Sources can be erased, if not needed (just leave the /dist directory)
In the doc directory, instructions and a Changelog can be found.
Have fun
Ale
I'm sorry. I was referring to an instruction modifying the next one to be executed. Although it has defined results, it doesn't do what one might expect because the hardware has already fetched the instruction before the changed instruction is written. This would work differently on the debugger than with the real Propeller, but I would not complicate or slow down the debugger to implement this like the hardware. I'd simply document it as discouraged and likely to change with future hardware versions.
The case of an instruction modifying itself would be performed properly by the debugger as I've outlined it since the original instruction is modified properly.
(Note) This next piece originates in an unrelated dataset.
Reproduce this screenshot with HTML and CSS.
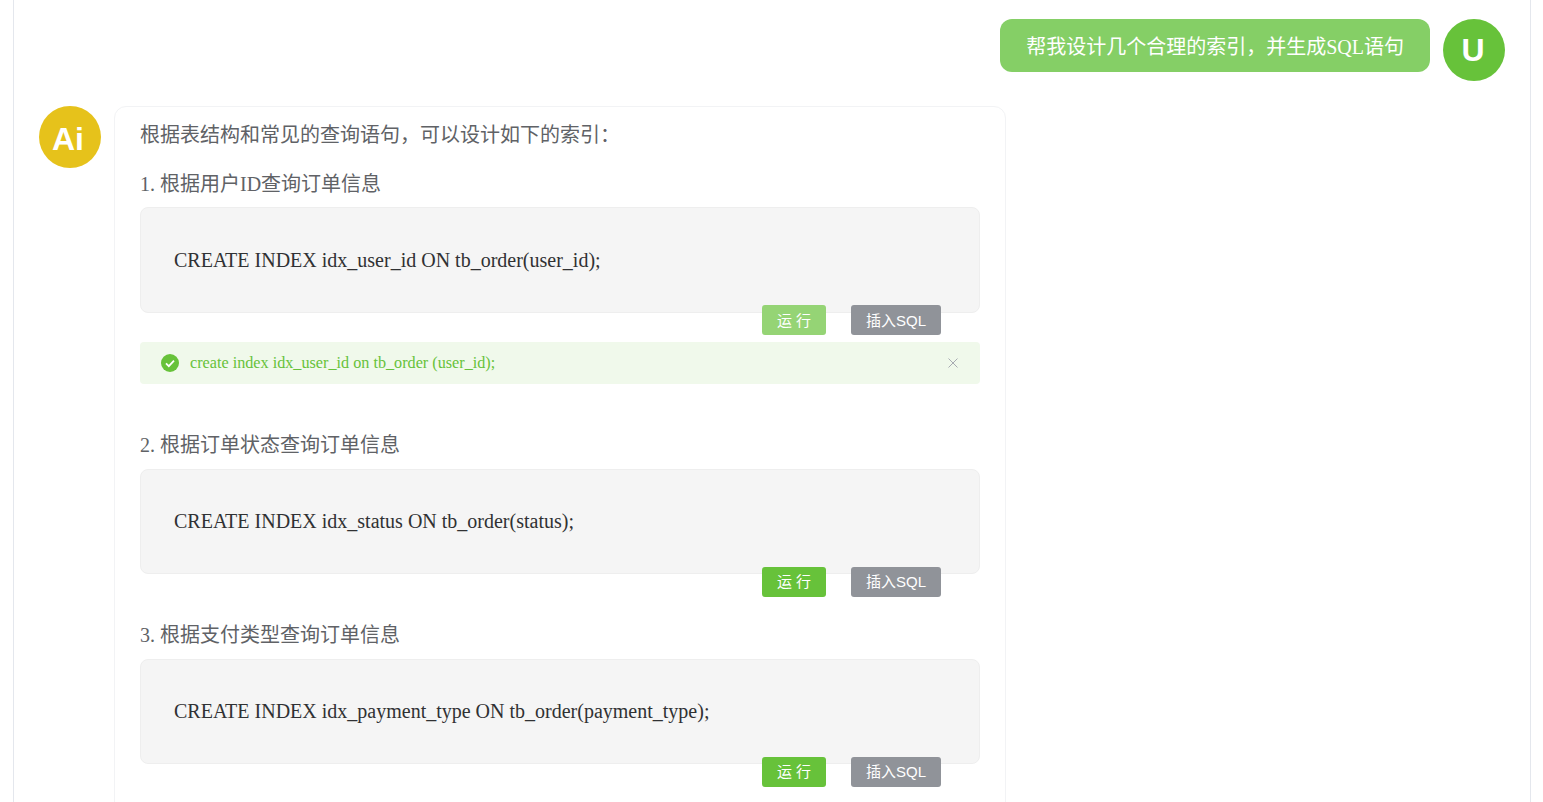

Andy's (Ariba's) "PASD" tool is just fabulous! His tool even manages to parse the .SPIN file so that you can step you ASM code at the source level, and see the labels associated with cog RAM locations. I'm working to help him translate his documentation into English, so hopefully a public release will be forthcoming soon.
I go to the site and see:
Download: noch nicht m
Andy has not posted the download publicly yet. He wanted to get a good English translation of the documentation done before releasing. He sent me a pre-release so I could help translate the documentation and do some bug testing. The current release is very usable, and I wrote/translated about 1/3rd of the manual tonight, so a public release is probably not too far away.